Biography
Angel Cuadra was born in Havana in 1931 and started composing poetry when he was eight. In 1954 he was awarded the Martinez Villena prize for a poem entitled Cantos de Amor al Alma Mater or Song of love to Alma Mater. In 1956 he graduated from the University of Havana with a degree in Law and began to participate in the activities of various anti-Batista organizations. Two years later his poem Lamento a Jose Marti en su Centenario (A Lament to Jose Marti on his Centenary) won a prize from the Circle of Iberian-American Poets and Writers in New York.
After the Cuban revolution of 1959, Cuadra began to gain recognition as a poet; his articles and poems were published in national newspapers and his collection Peldaño was also printed. He gained employment as a government lawyer.
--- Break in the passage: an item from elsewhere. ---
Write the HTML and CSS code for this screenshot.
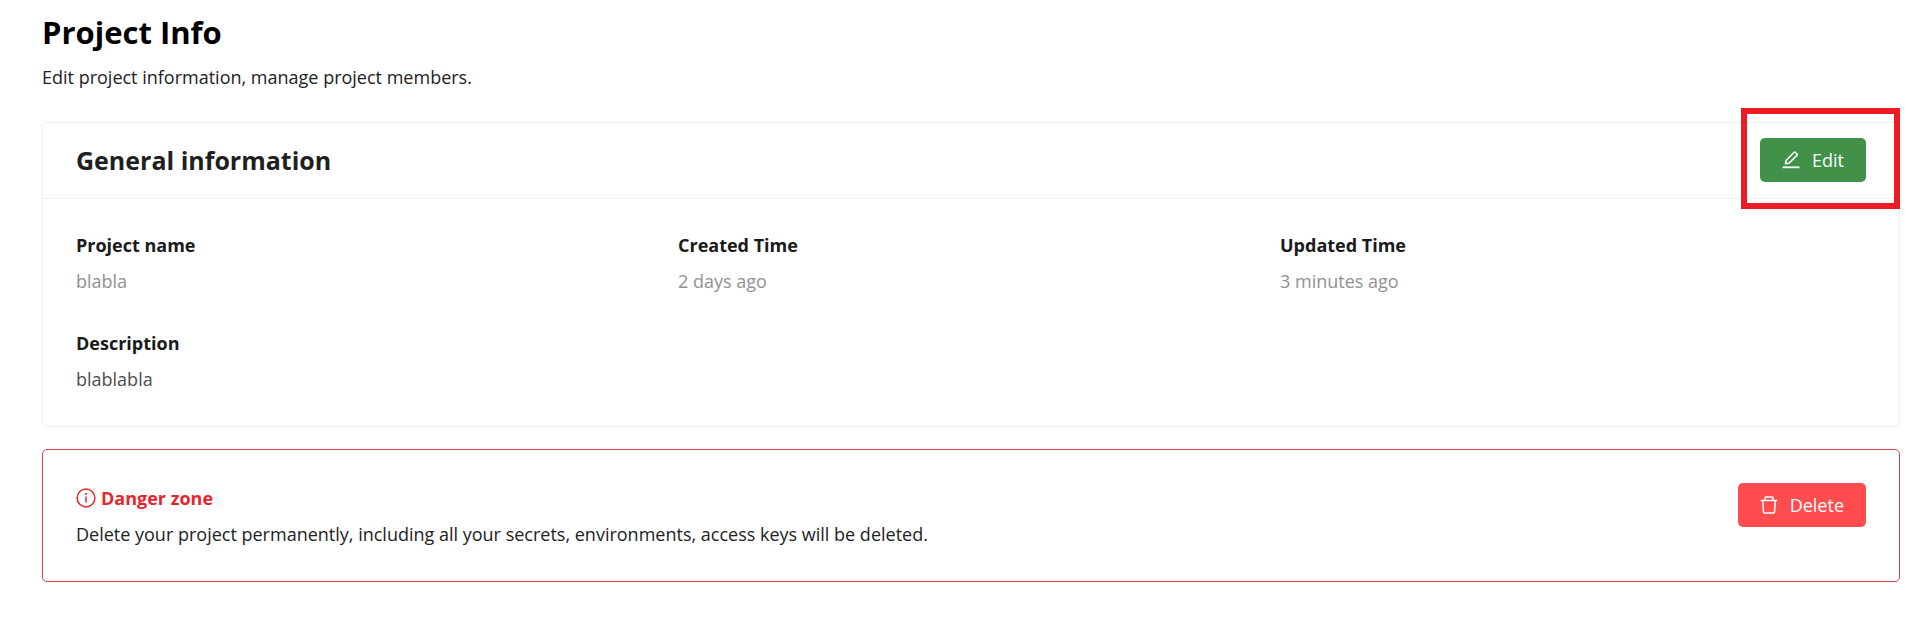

He soon became disillusioned with Castro’s Cuba and began to involve himself with the anti-communist underground.
In April 1967 Cuadra was arrested and charged with being an ‘enemy of and spreading propaganda about the People’s Government’. He was sentenced to fifteen years incarceration (apparently spared the death penalty due to the ‘lack of proof’ that he was guilty).
When he was released from prison in December 1976, Cuadra sent his poems to the poet Juana Rosa Pita in the United States of America. In 1977 he was re-arrested and sent back to prison to serve out his original sentence as punishment. Whilst incarcerated he was awarded the Miami Pluma de Oro prize in 1982.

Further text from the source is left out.